(Provided material):
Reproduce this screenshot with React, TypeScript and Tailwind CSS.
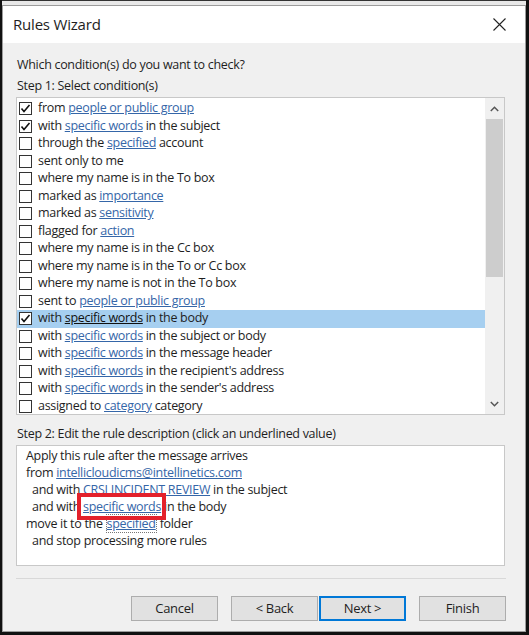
import { useState } from 'react'

type Part = { text: string; link?: boolean }
type Condition = { parts: Part[]; checked?: boolean }

const conditions: Condition[] = [
  { checked: true, parts: [{ text: 'from ' }, { text: 'people or public group', link: true }] },
  { checked: true, parts: [{ text: 'with ' }, { text: 'specific words', link: true }, { text: ' in the subject' }] },
  { parts: [{ text: 'through the ' }, { text: 'specified', link: true }, { text: ' account' }] },
  { parts: [{ text: 'sent only to me' }] },
  { parts: [{ text: 'where my name is in the To box' }] },
  { parts: [{ text: 'marked as ' }, { text: 'importance', link: true }] },
  { parts: [{ text: 'marked as ' }, { text: 'sensitivity', link: true }] },
  { parts: [{ text: 'flagged for ' }, { text: 'action', link: true }] },
  { parts: [{ text: 'where my name is in the Cc box' }] },
  { parts: [{ text: 'where my name is in the To or Cc box' }] },
  { parts: [{ text: 'where my name is not in the To box' }] },
  { parts: [{ text: 'sent to ' }, { text: 'people or public group', link: true }] },
  { checked: true, parts: [{ text: 'with ' }, { text: 'specific words', link: true }, { text: ' in the body' }] },
  { parts: [{ text: 'with ' }, { text: 'specific words', link: true }, { text: ' in the subject or body' }] },
  { parts: [{ text: 'with ' }, { text: 'specific words', link: true }, { text: ' in the message header' }] },
  { parts: [{ text: 'with ' }, { text: 'specific words', link: true }, { text: " in the recipient's address" }] },
  { parts: [{ text: 'with ' }, { text: 'specific words', link: true }, { text: " in the sender's address" }] },
  { parts: [{ text: 'assigned to ' }, { text: 'category', link: true }, { text: ' category' }] },
]

const Checkbox = ({ checked }: { checked?: boolean }) => (
  <span className="w-[13px] h-[13px] shrink-0 border border-[#333] bg-white flex items-center justify-center">
    {checked && (
      <svg width="11" height="11" viewBox="0 0 11 11">
        <path d="M1.5 5.5 L4 8.5 L9.5 2" fill="none" stroke="#111" strokeWidth="1.6" />
      </svg>
    )}
  </span>
)

const Link = ({ children, dark }: { children: React.ReactNode; dark?: boolean }) => (
  <span className={dark ? 'underline text-[#111]' : 'underline text-[#3566a8]'}>{children}</span>
)

const Button = ({ label, primary }: { label: string; primary?: boolean }) => (
  <button
    className={
      primary
        ? 'w-[87px] h-[25px] bg-[#e1e1e1] border-2 border-[#0078d7] text-[13px] text-[#1e1e1e]'
        : 'w-[87px] h-[25px] bg-[#e1e1e1] border border-[#adadad] text-[13px] text-[#1e1e1e]'
    }
  >
    {label}
  </button>
)

const App = () => {
  const [selected, setSelected] = useState(12)

  return (
    <div className="w-[529px] h-[635px] bg-[#111] flex flex-col pl-[2px] pr-[3px] pb-[3px] font-['Open_Sans','Noto_Sans',sans-serif] text-[#1e1e1e]">
      {/* strip of the window behind */}
      <div className="h-[5px] shrink-0 bg-[#e8e8e8] border-t border-[#333]" />

      <div className="flex-1 flex flex-col bg-[#f0f0f0] border border-[#9c9c9c]">
        {/* title bar */}
        <div className="h-[37px] shrink-0 bg-white flex items-center justify-between pl-[10px] pr-[19px]">
          <span className="text-[15px] tracking-[-0.2px]">Rules Wizard</span>
          <svg width="13" height="13" viewBox="0 0 13 13">
            <path d="M0.5 0.5 L12.5 12.5 M12.5 0.5 L0.5 12.5" stroke="#222" strokeWidth="1.1" />
          </svg>
        </div>

        <div className="flex-1 flex flex-col pl-[13px] pr-[20px] text-[12.5px] tracking-[-0.3px]">
          <div className="h-[20px] mt-[12px] flex items-center pl-[1px]">Which condition(s) do you want to check?</div>
          <div className="h-[20px] mt-[1px] flex items-center pl-[1px]">Step 1: Select condition(s)</div>

          {/* condition list */}
          <div className="h-[318px] mt-[1px] border border-[#c8c8c8] bg-white flex">
            <div className="flex-1 pt-[2px]">
              {conditions.map((c, i) => (
                <div
                  key={i}
                  onClick={() => setSelected(i)}
                  className={
                    i === selected
                      ? 'h-[17.5px] flex items-center pl-[2px] gap-[6px] bg-[#a6cff0] whitespace-nowrap'
                      : 'h-[17.5px] flex items-center pl-[2px] gap-[6px] whitespace-nowrap'
                  }
                >
                  <Checkbox checked={c.checked} />
                  <span>
                    {c.parts.map((p, j) =>
                      p.link ? (
                        <Link key={j} dark={i === selected}>
                          {p.text}
                        </Link>
                      ) : (
                        <span key={j}>{p.text}</span>
                      )
                    )}
                  </span>
                </div>
              ))}
            </div>

            {/* scrollbar */}
            <div className="w-[19px] bg-[#f0f0f0] flex flex-col">
              <div className="h-[21px] flex items-center justify-center">
                <svg width="9" height="6" viewBox="0 0 9 6">
                  <path d="M0.8 5 L4.5 1.3 L8.2 5" fill="none" stroke="#555" strokeWidth="1.5" />
                </svg>
              </div>
              <div className="h-[158px] mx-[1px] bg-[#cdcdcd]" />
              <div className="flex-1" />
              <div className="h-[20px] flex items-center justify-center">
                <svg width="9" height="6" viewBox="0 0 9 6">
                  <path d="M0.8 1 L4.5 4.7 L8.2 1" fill="none" stroke="#555" strokeWidth="1.5" />
                </svg>
              </div>
            </div>
          </div>

          <div className="h-[20px] mt-[9px] flex items-center pl-[1px]">Step 2: Edit the rule description (click an underlined value)</div>

          {/* rule description */}
          <div className="h-[121px] mt-[1px] border border-[#c8c8c8] bg-white pt-[1px] pl-[9px] leading-[17px]">
            <div>Apply this rule after the message arrives</div>
            <div>
              from <Link>intellicloudicms@intellinetics.com</Link>
            </div>
            <div className="pl-[6px]">
              and with <Link>CRSI INCIDENT REVIEW</Link> in the subject
            </div>
            <div className="pl-[6px]">
              and with{' '}
              <span className="relative">
                <Link>specific words</Link>
                <span className="absolute -left-[6px] -right-[5px] -top-[5px] -bottom-[5px] border-[4px] border-[#e3212b]" />
              </span>{' '}
              in the body
            </div>
            <div>
              move it to the{' '}
              <span className="border border-dotted border-[#777]">
                <Link>specified</Link>
              </span>{' '}
              folder
            </div>
            <div className="pl-[6px]">and stop processing more rules</div>
          </div>

          <div className="h-px mt-[12px] bg-[#d8d8d8] mr-[-1px]" />

          <div className="flex justify-end gap-[13px] mt-[17px] mr-[-1px]">
            <Button label="Cancel" />
            <div className="flex gap-[1px]">
              <Button label="< Back" />
              <Button label="Next >" primary />
            </div>
            <Button label="Finish" />
          </div>
        </div>
      </div>
    </div>
  )
}

export default App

(Objective): Write out the data precisely as given, excluding the pictures.

(Answer to this task):
Reproduce this screenshot with React, TypeScript and Tailwind CSS.
import { useState } from 'react'

type Part = { text: string; link?: boolean }
type Condition = { parts: Part[]; checked?: boolean }

const conditions: Condition[] = [
  { checked: true, parts: [{ text: 'from ' }, { text: 'people or public group', link: true }] },
  { checked: true, parts: [{ text: 'with ' }, { text: 'specific words', link: true }, { text: ' in the subject' }] },
  { parts: [{ text: 'through the ' }, { text: 'specified', link: true }, { text: ' account' }] },
  { parts: [{ text: 'sent only to me' }] },
  { parts: [{ text: 'where my name is in the To box' }] },
  { parts: [{ text: 'marked as ' }, { text: 'importance', link: true }] },
  { parts: [{ text: 'marked as ' }, { text: 'sensitivity', link: true }] },
  { parts: [{ text: 'flagged for ' }, { text: 'action', link: true }] },
  { parts: [{ text: 'where my name is in the Cc box' }] },
  { parts: [{ text: 'where my name is in the To or Cc box' }] },
  { parts: [{ text: 'where my name is not in the To box' }] },
  { parts: [{ text: 'sent to ' }, { text: 'people or public group', link: true }] },
  { checked: true, parts: [{ text: 'with ' }, { text: 'specific words', link: true }, { text: ' in the body' }] },
  { parts: [{ text: 'with ' }, { text: 'specific words', link: true }, { text: ' in the subject or body' }] },
  { parts: [{ text: 'with ' }, { text: 'specific words', link: true }, { text: ' in the message header' }] },
  { parts: [{ text: 'with ' }, { text: 'specific words', link: true }, { text: " in the recipient's address" }] },
  { parts: [{ text: 'with ' }, { text: 'specific words', link: true }, { text: " in the sender's address" }] },
  { parts: [{ text: 'assigned to ' }, { text: 'category', link: true }, { text: ' category' }] },
]

const Checkbox = ({ checked }: { checked?: boolean }) => (
  <span className="w-[13px] h-[13px] shrink-0 border border-[#333] bg-white flex items-center justify-center">
    {checked && (
      <svg width="11" height="11" viewBox="0 0 11 11">
        <path d="M1.5 5.5 L4 8.5 L9.5 2" fill="none" stroke="#111" strokeWidth="1.6" />
      </svg>
    )}
  </span>
)

const Link = ({ children, dark }: { children: React.ReactNode; dark?: boolean }) => (
  <span className={dark ? 'underline text-[#111]' : 'underline text-[#3566a8]'}>{children}</span>
)

const Button = ({ label, primary }: { label: string; primary?: boolean }) => (
  <button
    className={
      primary
        ? 'w-[87px] h-[25px] bg-[#e1e1e1] border-2 border-[#0078d7] text-[13px] text-[#1e1e1e]'
        : 'w-[87px] h-[25px] bg-[#e1e1e1] border border-[#adadad] text-[13px] text-[#1e1e1e]'
    }
  >
    {label}
  </button>
)

const App = () => {
  const [selected, setSelected] = useState(12)

  return (
    <div className="w-[529px] h-[635px] bg-[#111] flex flex-col pl-[2px] pr-[3px] pb-[3px] font-['Open_Sans','Noto_Sans',sans-serif] text-[#1e1e1e]">
      {/* strip of the window behind */}
      <div className="h-[5px] shrink-0 bg-[#e8e8e8] border-t border-[#333]" />

      <div className="flex-1 flex flex-col bg-[#f0f0f0] border border-[#9c9c9c]">
        {/* title bar */}
        <div className="h-[37px] shrink-0 bg-white flex items-center justify-between pl-[10px] pr-[19px]">
          <span className="text-[15px] tracking-[-0.2px]">Rules Wizard</span>
          <svg width="13" height="13" viewBox="0 0 13 13">
            <path d="M0.5 0.5 L12.5 12.5 M12.5 0.5 L0.5 12.5" stroke="#222" strokeWidth="1.1" />
          </svg>
        </div>

        <div className="flex-1 flex flex-col pl-[13px] pr-[20px] text-[12.5px] tracking-[-0.3px]">
          <div className="h-[20px] mt-[12px] flex items-center pl-[1px]">Which condition(s) do you want to check?</div>
          <div className="h-[20px] mt-[1px] flex items-center pl-[1px]">Step 1: Select condition(s)</div>

          {/* condition list */}
          <div className="h-[318px] mt-[1px] border border-[#c8c8c8] bg-white flex">
            <div className="flex-1 pt-[2px]">
              {conditions.map((c, i) => (
                <div
                  key={i}
                  onClick={() => setSelected(i)}
                  className={
                    i === selected
                      ? 'h-[17.5px] flex items-center pl-[2px] gap-[6px] bg-[#a6cff0] whitespace-nowrap'
                      : 'h-[17.5px] flex items-center pl-[2px] gap-[6px] whitespace-nowrap'
                  }
                >
                  <Checkbox checked={c.checked} />
                  <span>
                    {c.parts.map((p, j) =>
                      p.link ? (
                        <Link key={j} dark={i === selected}>
                          {p.text}
                        </Link>
                      ) : (
                        <span key={j}>{p.text}</span>
                      )
                    )}
                  </span>
                </div>
              ))}
            </div>

            {/* scrollbar */}
            <div className="w-[19px] bg-[#f0f0f0] flex flex-col">
              <div className="h-[21px] flex items-center justify-center">
                <svg width="9" height="6" viewBox="0 0 9 6">
                  <path d="M0.8 5 L4.5 1.3 L8.2 5" fill="none" stroke="#555" strokeWidth="1.5" />
                </svg>
              </div>
              <div className="h-[158px] mx-[1px] bg-[#cdcdcd]" />
              <div className="flex-1" />
              <div className="h-[20px] flex items-center justify-center">
                <svg width="9" height="6" viewBox="0 0 9 6">
                  <path d="M0.8 1 L4.5 4.7 L8.2 1" fill="none" stroke="#555" strokeWidth="1.5" />
                </svg>
              </div>
            </div>
          </div>

          <div className="h-[20px] mt-[9px] flex items-center pl-[1px]">Step 2: Edit the rule description (click an underlined value)</div>

          {/* rule description */}
          <div className="h-[121px] mt-[1px] border border-[#c8c8c8] bg-white pt-[1px] pl-[9px] leading-[17px]">
            <div>Apply this rule after the message arrives</div>
            <div>
              from <Link>intellicloudicms@intellinetics.com</Link>
            </div>
            <div className="pl-[6px]">
              and with <Link>CRSI INCIDENT REVIEW</Link> in the subject
            </div>
            <div className="pl-[6px]">
              and with{' '}
              <span className="relative">
                <Link>specific words</Link>
                <span className="absolute -left-[6px] -right-[5px] -top-[5px] -bottom-[5px] border-[4px] border-[#e3212b]" />
              </span>{' '}
              in the body
            </div>
            <div>
              move it to the{' '}
              <span className="border border-dotted border-[#777]">
                <Link>specified</Link>
              </span>{' '}
              folder
            </div>
            <div className="pl-[6px]">and stop processing more rules</div>
          </div>

          <div className="h-px mt-[12px] bg-[#d8d8d8] mr-[-1px]" />

          <div className="flex justify-end gap-[13px] mt-[17px] mr-[-1px]">
            <Button label="Cancel" />
            <div className="flex gap-[1px]">
              <Button label="< Back" />
              <Button label="Next >" primary />
            </div>
            <Button label="Finish" />
          </div>
        </div>
      </div>
    </div>
  )
}

export default App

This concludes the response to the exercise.